* BEGIN *

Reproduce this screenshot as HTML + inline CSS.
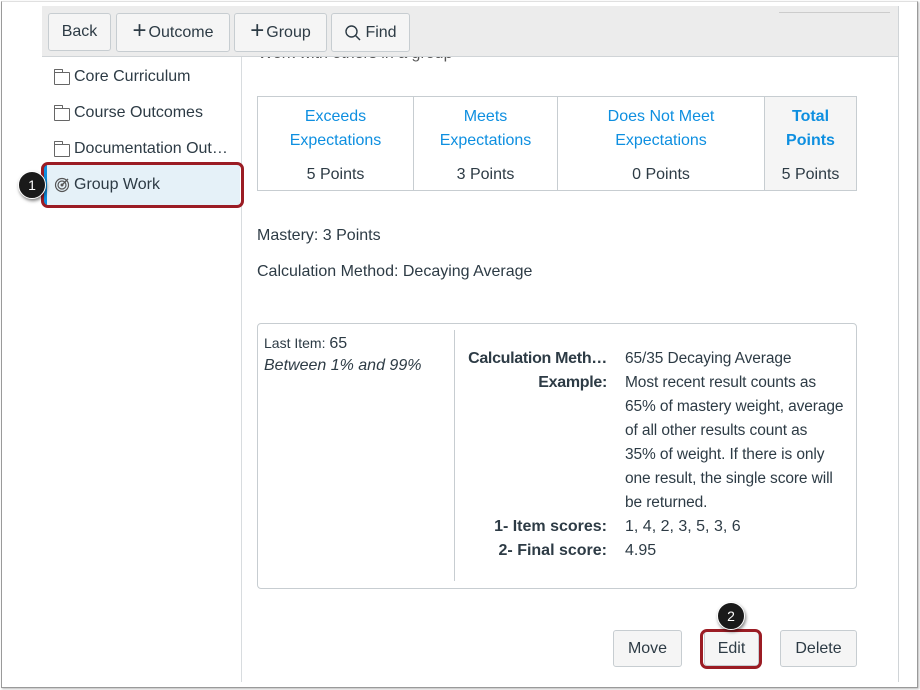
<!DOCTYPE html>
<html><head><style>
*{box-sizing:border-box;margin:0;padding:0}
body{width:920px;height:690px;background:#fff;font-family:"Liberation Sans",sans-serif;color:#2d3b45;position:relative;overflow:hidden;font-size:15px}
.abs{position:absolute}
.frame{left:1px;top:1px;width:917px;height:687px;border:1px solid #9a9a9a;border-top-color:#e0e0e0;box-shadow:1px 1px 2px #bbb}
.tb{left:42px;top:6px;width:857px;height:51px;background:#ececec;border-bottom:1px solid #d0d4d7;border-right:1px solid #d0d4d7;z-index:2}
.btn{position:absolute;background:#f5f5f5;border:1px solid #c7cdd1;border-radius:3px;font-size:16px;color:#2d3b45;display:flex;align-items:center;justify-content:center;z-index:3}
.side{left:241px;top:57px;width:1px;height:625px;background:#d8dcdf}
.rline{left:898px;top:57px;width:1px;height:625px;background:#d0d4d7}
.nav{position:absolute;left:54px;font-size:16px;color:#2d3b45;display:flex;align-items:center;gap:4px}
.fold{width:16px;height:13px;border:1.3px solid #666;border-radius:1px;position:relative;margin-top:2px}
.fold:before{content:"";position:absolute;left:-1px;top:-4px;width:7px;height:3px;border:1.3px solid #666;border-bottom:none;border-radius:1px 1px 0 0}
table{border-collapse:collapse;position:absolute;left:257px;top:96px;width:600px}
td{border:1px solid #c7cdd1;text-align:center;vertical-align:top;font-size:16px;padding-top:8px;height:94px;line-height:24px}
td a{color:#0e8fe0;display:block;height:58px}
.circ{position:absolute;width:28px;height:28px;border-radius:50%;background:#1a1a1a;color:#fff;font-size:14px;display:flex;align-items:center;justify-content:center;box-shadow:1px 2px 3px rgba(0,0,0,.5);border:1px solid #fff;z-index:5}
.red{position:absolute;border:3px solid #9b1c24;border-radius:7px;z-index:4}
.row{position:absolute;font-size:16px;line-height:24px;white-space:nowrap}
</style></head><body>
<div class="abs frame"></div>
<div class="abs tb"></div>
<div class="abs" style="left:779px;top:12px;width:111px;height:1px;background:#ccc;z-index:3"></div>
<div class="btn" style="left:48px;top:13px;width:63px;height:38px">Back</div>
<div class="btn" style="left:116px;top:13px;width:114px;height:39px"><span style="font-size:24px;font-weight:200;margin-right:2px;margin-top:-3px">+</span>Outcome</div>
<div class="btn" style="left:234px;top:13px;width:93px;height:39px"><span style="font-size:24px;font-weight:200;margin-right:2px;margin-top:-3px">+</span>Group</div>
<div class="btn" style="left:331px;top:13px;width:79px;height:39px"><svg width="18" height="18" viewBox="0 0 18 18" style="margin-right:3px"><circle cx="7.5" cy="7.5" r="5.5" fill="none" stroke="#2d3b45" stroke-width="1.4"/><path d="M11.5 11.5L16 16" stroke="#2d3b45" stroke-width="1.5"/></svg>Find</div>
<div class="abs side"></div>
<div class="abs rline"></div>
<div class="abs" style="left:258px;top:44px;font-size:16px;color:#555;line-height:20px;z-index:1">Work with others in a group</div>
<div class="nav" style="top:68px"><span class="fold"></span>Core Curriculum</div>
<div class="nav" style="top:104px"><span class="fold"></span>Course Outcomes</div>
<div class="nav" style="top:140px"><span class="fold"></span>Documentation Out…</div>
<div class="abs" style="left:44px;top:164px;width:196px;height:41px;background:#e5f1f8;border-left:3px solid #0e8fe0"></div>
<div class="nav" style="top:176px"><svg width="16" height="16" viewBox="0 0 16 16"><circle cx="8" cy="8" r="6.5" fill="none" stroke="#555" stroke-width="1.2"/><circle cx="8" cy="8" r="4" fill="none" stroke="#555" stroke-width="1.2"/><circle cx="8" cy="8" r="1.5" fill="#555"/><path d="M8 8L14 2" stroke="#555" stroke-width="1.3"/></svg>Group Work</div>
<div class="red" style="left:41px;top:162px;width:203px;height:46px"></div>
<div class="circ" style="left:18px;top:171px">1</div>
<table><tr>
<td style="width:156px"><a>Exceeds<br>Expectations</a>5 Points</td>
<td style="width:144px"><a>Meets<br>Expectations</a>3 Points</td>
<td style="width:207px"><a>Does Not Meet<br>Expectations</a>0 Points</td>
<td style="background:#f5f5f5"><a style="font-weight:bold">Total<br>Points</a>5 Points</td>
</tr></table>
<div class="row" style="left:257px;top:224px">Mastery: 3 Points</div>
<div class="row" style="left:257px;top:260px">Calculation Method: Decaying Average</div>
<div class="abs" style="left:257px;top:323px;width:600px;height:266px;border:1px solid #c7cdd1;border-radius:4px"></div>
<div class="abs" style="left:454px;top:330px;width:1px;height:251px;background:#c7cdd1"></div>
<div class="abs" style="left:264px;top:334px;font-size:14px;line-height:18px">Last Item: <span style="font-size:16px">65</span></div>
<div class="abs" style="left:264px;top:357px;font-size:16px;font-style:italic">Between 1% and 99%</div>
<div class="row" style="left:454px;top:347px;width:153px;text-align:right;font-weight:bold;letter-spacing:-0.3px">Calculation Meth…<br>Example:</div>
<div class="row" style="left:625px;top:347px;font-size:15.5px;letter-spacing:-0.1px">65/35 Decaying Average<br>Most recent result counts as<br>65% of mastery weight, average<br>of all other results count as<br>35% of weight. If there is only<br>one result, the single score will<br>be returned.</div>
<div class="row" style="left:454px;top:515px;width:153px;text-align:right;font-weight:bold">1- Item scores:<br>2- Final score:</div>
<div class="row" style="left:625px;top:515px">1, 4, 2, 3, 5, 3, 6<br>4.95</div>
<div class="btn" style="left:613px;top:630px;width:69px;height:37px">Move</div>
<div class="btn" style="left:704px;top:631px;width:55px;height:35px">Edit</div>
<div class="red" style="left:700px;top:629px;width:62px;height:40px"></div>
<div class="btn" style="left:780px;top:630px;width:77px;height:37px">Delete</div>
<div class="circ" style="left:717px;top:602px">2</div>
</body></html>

* END *

TASK TO COMPLETE:
Restate the data above word for word. Do not include the images.

TASK OUTPUT:
Reproduce this screenshot as HTML + inline CSS.
<!DOCTYPE html>
<html><head><style>
*{box-sizing:border-box;margin:0;padding:0}
body{width:920px;height:690px;background:#fff;font-family:"Liberation Sans",sans-serif;color:#2d3b45;position:relative;overflow:hidden;font-size:15px}
.abs{position:absolute}
.frame{left:1px;top:1px;width:917px;height:687px;border:1px solid #9a9a9a;border-top-color:#e0e0e0;box-shadow:1px 1px 2px #bbb}
.tb{left:42px;top:6px;width:857px;height:51px;background:#ececec;border-bottom:1px solid #d0d4d7;border-right:1px solid #d0d4d7;z-index:2}
.btn{position:absolute;background:#f5f5f5;border:1px solid #c7cdd1;border-radius:3px;font-size:16px;color:#2d3b45;display:flex;align-items:center;justify-content:center;z-index:3}
.side{left:241px;top:57px;width:1px;height:625px;background:#d8dcdf}
.rline{left:898px;top:57px;width:1px;height:625px;background:#d0d4d7}
.nav{position:absolute;left:54px;font-size:16px;color:#2d3b45;display:flex;align-items:center;gap:4px}
.fold{width:16px;height:13px;border:1.3px solid #666;border-radius:1px;position:relative;margin-top:2px}
.fold:before{content:"";position:absolute;left:-1px;top:-4px;width:7px;height:3px;border:1.3px solid #666;border-bottom:none;border-radius:1px 1px 0 0}
table{border-collapse:collapse;position:absolute;left:257px;top:96px;width:600px}
td{border:1px solid #c7cdd1;text-align:center;vertical-align:top;font-size:16px;padding-top:8px;height:94px;line-height:24px}
td a{color:#0e8fe0;display:block;height:58px}
.circ{position:absolute;width:28px;height:28px;border-radius:50%;background:#1a1a1a;color:#fff;font-size:14px;display:flex;align-items:center;justify-content:center;box-shadow:1px 2px 3px rgba(0,0,0,.5);border:1px solid #fff;z-index:5}
.red{position:absolute;border:3px solid #9b1c24;border-radius:7px;z-index:4}
.row{position:absolute;font-size:16px;line-height:24px;white-space:nowrap}
</style></head><body>
<div class="abs frame"></div>
<div class="abs tb"></div>
<div class="abs" style="left:779px;top:12px;width:111px;height:1px;background:#ccc;z-index:3"></div>
<div class="btn" style="left:48px;top:13px;width:63px;height:38px">Back</div>
<div class="btn" style="left:116px;top:13px;width:114px;height:39px"><span style="font-size:24px;font-weight:200;margin-right:2px;margin-top:-3px">+</span>Outcome</div>
<div class="btn" style="left:234px;top:13px;width:93px;height:39px"><span style="font-size:24px;font-weight:200;margin-right:2px;margin-top:-3px">+</span>Group</div>
<div class="btn" style="left:331px;top:13px;width:79px;height:39px"><svg width="18" height="18" viewBox="0 0 18 18" style="margin-right:3px"><circle cx="7.5" cy="7.5" r="5.5" fill="none" stroke="#2d3b45" stroke-width="1.4"/><path d="M11.5 11.5L16 16" stroke="#2d3b45" stroke-width="1.5"/></svg>Find</div>
<div class="abs side"></div>
<div class="abs rline"></div>
<div class="abs" style="left:258px;top:44px;font-size:16px;color:#555;line-height:20px;z-index:1">Work with others in a group</div>
<div class="nav" style="top:68px"><span class="fold"></span>Core Curriculum</div>
<div class="nav" style="top:104px"><span class="fold"></span>Course Outcomes</div>
<div class="nav" style="top:140px"><span class="fold"></span>Documentation Out…</div>
<div class="abs" style="left:44px;top:164px;width:196px;height:41px;background:#e5f1f8;border-left:3px solid #0e8fe0"></div>
<div class="nav" style="top:176px"><svg width="16" height="16" viewBox="0 0 16 16"><circle cx="8" cy="8" r="6.5" fill="none" stroke="#555" stroke-width="1.2"/><circle cx="8" cy="8" r="4" fill="none" stroke="#555" stroke-width="1.2"/><circle cx="8" cy="8" r="1.5" fill="#555"/><path d="M8 8L14 2" stroke="#555" stroke-width="1.3"/></svg>Group Work</div>
<div class="red" style="left:41px;top:162px;width:203px;height:46px"></div>
<div class="circ" style="left:18px;top:171px">1</div>
<table><tr>
<td style="width:156px"><a>Exceeds<br>Expectations</a>5 Points</td>
<td style="width:144px"><a>Meets<br>Expectations</a>3 Points</td>
<td style="width:207px"><a>Does Not Meet<br>Expectations</a>0 Points</td>
<td style="background:#f5f5f5"><a style="font-weight:bold">Total<br>Points</a>5 Points</td>
</tr></table>
<div class="row" style="left:257px;top:224px">Mastery: 3 Points</div>
<div class="row" style="left:257px;top:260px">Calculation Method: Decaying Average</div>
<div class="abs" style="left:257px;top:323px;width:600px;height:266px;border:1px solid #c7cdd1;border-radius:4px"></div>
<div class="abs" style="left:454px;top:330px;width:1px;height:251px;background:#c7cdd1"></div>
<div class="abs" style="left:264px;top:334px;font-size:14px;line-height:18px">Last Item: <span style="font-size:16px">65</span></div>
<div class="abs" style="left:264px;top:357px;font-size:16px;font-style:italic">Between 1% and 99%</div>
<div class="row" style="left:454px;top:347px;width:153px;text-align:right;font-weight:bold;letter-spacing:-0.3px">Calculation Meth…<br>Example:</div>
<div class="row" style="left:625px;top:347px;font-size:15.5px;letter-spacing:-0.1px">65/35 Decaying Average<br>Most recent result counts as<br>65% of mastery weight, average<br>of all other results count as<br>35% of weight. If there is only<br>one result, the single score will<br>be returned.</div>
<div class="row" style="left:454px;top:515px;width:153px;text-align:right;font-weight:bold">1- Item scores:<br>2- Final score:</div>
<div class="row" style="left:625px;top:515px">1, 4, 2, 3, 5, 3, 6<br>4.95</div>
<div class="btn" style="left:613px;top:630px;width:69px;height:37px">Move</div>
<div class="btn" style="left:704px;top:631px;width:55px;height:35px">Edit</div>
<div class="red" style="left:700px;top:629px;width:62px;height:40px"></div>
<div class="btn" style="left:780px;top:630px;width:77px;height:37px">Delete</div>
<div class="circ" style="left:717px;top:602px">2</div>
</body></html>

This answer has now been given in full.